= John C. Buechner =

American educator and politician (1934–2018)

John Charles Buechner (July 30, 1934 - July 28, 2018) was an American educator and politician.

Buechner was born in Cleveland, Ohio. He moved with his family to Wooster, Ohio and graduated from Wooster High School. In 1956, Buechner received his bachelor's degree in political science from the College of Wooster. Buechner and his wife moved to Tallahassee, Florida where he taught at the Florida State University. Buechner received his master's degree in public administration from the University of Michigan, in 1958, and then received his doctorate degree in political science, in 1963, from the University of Michigan.
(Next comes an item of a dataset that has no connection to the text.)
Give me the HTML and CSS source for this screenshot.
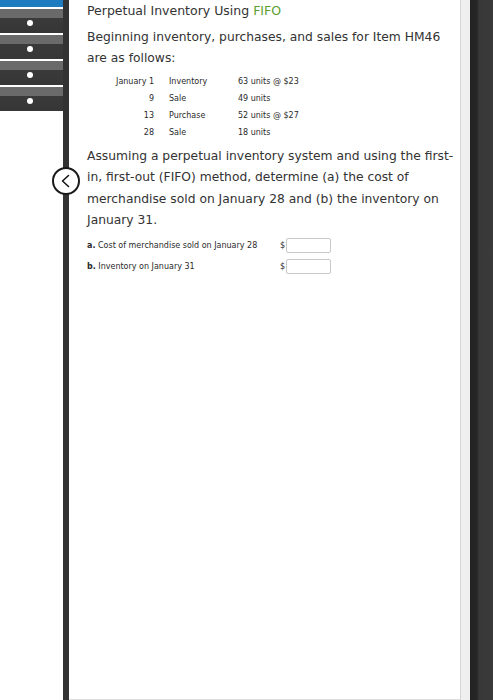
FILE: index.html
```html
<!DOCTYPE html>
<html>
<head>
<meta charset="utf-8">
<link rel="stylesheet" href="styles.css">
</head>
<body>
<div class="page">
  <nav class="sidebar">
    <div class="sidebar-top"></div>
    <div class="nav-item"><span class="dot"></span></div>
    <div class="nav-item"><span class="dot"></span></div>
    <div class="nav-item"><span class="dot"></span></div>
    <div class="nav-item"><span class="dot"></span></div>
  </nav>
  <div class="divider">
    <button class="back-btn" aria-label="Back">
      <svg width="16" height="16" viewBox="0 0 16 16"><path d="M10.5 2.5 L4.5 8 L10.5 13.5" fill="none" stroke="#111" stroke-width="1.5" stroke-linecap="round" stroke-linejoin="round"/></svg>
    </button>
  </div>
  <main class="content">
    <h1 class="title">Perpetual Inventory Using <span class="green">FIFO</span></h1>
    <p class="text intro">Beginning inventory, purchases, and sales for Item HM46 are as follows:</p>
    <div class="ledger">
      <span class="c-date">January 1</span><span>Inventory</span><span>63 units @ $23</span>
      <span class="c-date">9</span><span>Sale</span><span>49 units</span>
      <span class="c-date">13</span><span>Purchase</span><span>52 units @ $27</span>
      <span class="c-date">28</span><span>Sale</span><span>18 units</span>
    </div>
    <p class="text question">Assuming a perpetual inventory system and using the first-in, first-out (FIFO) method, determine (a) the cost of merchandise sold on January 28 and (b) the inventory on January 31.</p>
    <div class="answers">
      <div class="answer-row"><span class="label"><b>a.</b> Cost of merchandise sold on January 28</span><span class="dollar">$</span><span class="input"></span></div>
      <div class="answer-row"><span class="label"><b>b.</b> Inventory on January 31</span><span class="dollar">$</span><span class="input"></span></div>
    </div>
  </main>
  <div class="gutter"></div>
  <div class="rail"></div>
</div>
</body>
</html>
```
FILE: styles.css
```css
html, body { margin: 0; padding: 0; }
body { font-family: "DejaVu Sans", Verdana, sans-serif; color: #333; background: #fff; }
.page { display: flex; height: 700px; width: 493px; overflow: hidden; }
.sidebar { width: 63px; flex: none; display: flex; flex-direction: column; background: #fff; }
.sidebar-top { height: 7px; background: #1f7bc0; }
.nav-item { height: 24px; border-top: 2px solid #fff; background: linear-gradient(#6a6a6a 0, #6a6a6a 9px, #3a3a3a 9px, #363636 100%); position: relative; }
.dot { position: absolute; left: 27px; top: 11px; width: 6px; height: 6px; border-radius: 50%; background: #fff; }
.divider { width: 6px; flex: none; background: #333; position: relative; }
.back-btn { position: absolute; left: -11px; top: 167px; width: 28px; height: 28px; border-radius: 50%; border: 2px solid #1a1a1a; background: #fff; padding: 0; display: flex; align-items: center; justify-content: center; box-sizing: border-box; }
.content { width: 373px; flex: none; padding: 0 0 0 18px; border-right: 1px solid #d6d6d6; border-bottom: 1px solid #dcdcdc; height: 699px; }
.title { font-size: 12.5px; font-weight: normal; margin: 3px 0 0; line-height: 15px; color: #333; }
.green { color: #5a9e32; }
.text { font-size: 12.3px; line-height: 21px; margin: 0; color: #333; }
.intro { margin-top: 9px; }
.ledger { display: grid; grid-template-columns: 45px 54px auto; column-gap: 15px; margin: 4px 0 0 22px; font-size: 8px; line-height: 17px; color: #2a2a2a; }
.c-date { text-align: right; }
.question { margin-top: 5px; line-height: 21.4px; }
.answers { margin-top: 3px; }
.answer-row { display: flex; align-items: center; height: 21px; font-size: 8px; color: #2a2a2a; }
.label { width: 193px; }
.dollar { width: 6px; }
.input { width: 43px; height: 13px; border: 1px solid #c8c8c8; border-radius: 2px; }
.gutter { width: 9px; flex: none; background: #efefef; }
.rail { flex: 1; background: linear-gradient(90deg, #222 0, #262626 7px, #383838 9px, #3a3a3a 100%); }
```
In 1963, Buechner, his wife, and family moved to Boulder, Colorado where he taught political science at University of Colorado Boulder. Buechner served on the Boulder City Council from 1967 to 1971. He also served as Mayor of Boulder in 1971 and 1972. Buechner served in the Colorado House of Representatives in 1973 and 1974 and was a Republican. Buechner and his wife moved to Lafayette, Colorado. Buechner then served of the Lafayette City Council in 2010. In 1995, Buechner served as chancellor of the University of Colorado Denver campus. From 1995 to 2000, Buechner served as the 18th president of the University of Colorado system.